### WHAT TO WORK ON:
Retype exactly the lines from the first one through the line with "string; label: string;", including both ends; skip any pictures.

### DATA SEGMENT:
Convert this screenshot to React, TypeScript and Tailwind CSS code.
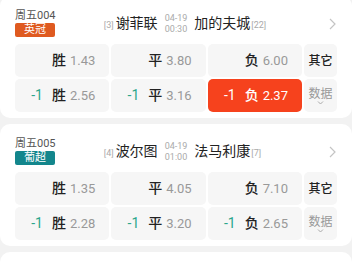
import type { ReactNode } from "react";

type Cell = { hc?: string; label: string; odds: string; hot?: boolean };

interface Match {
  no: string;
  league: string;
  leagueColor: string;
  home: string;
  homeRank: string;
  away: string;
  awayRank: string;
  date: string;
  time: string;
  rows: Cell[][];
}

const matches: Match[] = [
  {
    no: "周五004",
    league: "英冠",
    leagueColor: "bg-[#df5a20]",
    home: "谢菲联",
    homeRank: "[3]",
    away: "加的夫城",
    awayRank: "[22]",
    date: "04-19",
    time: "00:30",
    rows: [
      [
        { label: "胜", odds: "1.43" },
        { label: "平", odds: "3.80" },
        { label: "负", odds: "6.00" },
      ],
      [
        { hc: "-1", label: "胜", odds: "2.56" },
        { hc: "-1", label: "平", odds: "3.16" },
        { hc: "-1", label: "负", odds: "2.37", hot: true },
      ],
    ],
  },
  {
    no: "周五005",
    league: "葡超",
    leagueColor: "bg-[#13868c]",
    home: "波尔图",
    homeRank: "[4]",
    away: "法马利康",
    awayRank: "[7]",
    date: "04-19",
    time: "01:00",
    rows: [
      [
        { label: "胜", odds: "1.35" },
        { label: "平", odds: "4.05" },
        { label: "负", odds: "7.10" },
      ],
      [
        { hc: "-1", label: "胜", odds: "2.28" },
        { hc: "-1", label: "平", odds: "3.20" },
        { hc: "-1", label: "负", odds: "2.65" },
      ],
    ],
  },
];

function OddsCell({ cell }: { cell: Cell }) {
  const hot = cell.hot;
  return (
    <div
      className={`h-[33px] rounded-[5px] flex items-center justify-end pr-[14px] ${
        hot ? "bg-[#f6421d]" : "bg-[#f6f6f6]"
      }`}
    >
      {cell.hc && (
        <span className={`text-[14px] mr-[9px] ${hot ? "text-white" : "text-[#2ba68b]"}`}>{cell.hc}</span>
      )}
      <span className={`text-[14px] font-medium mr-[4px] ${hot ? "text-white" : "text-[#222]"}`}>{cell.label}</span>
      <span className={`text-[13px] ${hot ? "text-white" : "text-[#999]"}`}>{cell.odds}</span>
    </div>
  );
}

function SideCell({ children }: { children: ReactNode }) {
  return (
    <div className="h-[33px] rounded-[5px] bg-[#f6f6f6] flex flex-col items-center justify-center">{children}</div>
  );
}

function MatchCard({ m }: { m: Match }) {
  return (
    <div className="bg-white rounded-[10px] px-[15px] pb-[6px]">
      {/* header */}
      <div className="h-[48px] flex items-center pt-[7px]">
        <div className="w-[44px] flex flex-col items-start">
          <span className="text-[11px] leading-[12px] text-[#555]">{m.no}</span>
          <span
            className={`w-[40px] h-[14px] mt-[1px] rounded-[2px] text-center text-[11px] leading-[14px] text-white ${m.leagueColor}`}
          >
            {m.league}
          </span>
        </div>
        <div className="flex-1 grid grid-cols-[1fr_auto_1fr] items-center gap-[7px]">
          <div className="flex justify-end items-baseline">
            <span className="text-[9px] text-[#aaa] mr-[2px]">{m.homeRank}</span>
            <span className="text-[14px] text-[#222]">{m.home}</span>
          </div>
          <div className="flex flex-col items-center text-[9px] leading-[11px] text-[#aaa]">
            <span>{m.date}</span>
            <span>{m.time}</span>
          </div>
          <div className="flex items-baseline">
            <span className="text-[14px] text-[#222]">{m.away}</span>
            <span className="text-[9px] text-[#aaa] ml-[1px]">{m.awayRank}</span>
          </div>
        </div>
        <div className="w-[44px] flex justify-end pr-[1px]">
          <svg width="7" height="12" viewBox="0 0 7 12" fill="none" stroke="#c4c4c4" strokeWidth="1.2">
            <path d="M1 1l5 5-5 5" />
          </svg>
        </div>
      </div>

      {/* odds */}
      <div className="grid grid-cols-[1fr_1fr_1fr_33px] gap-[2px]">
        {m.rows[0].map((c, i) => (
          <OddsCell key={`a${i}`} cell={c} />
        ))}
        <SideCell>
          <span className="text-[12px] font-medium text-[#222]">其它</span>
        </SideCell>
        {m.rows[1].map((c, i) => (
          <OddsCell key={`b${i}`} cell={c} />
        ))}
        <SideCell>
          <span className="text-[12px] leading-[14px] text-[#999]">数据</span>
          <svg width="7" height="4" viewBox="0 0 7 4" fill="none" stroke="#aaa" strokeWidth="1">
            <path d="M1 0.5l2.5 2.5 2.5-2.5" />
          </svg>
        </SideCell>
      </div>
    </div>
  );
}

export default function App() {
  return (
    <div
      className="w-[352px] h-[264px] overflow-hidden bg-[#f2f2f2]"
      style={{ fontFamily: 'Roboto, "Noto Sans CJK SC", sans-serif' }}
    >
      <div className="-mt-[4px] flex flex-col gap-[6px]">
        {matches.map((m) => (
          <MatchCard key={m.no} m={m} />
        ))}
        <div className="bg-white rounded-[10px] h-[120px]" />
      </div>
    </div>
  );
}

### EXERCISE SOLUTION:
Convert this screenshot to React, TypeScript and Tailwind CSS code.
import type { ReactNode } from "react";

type Cell = { hc?: string; label: string; odds: string; hot?: boolean };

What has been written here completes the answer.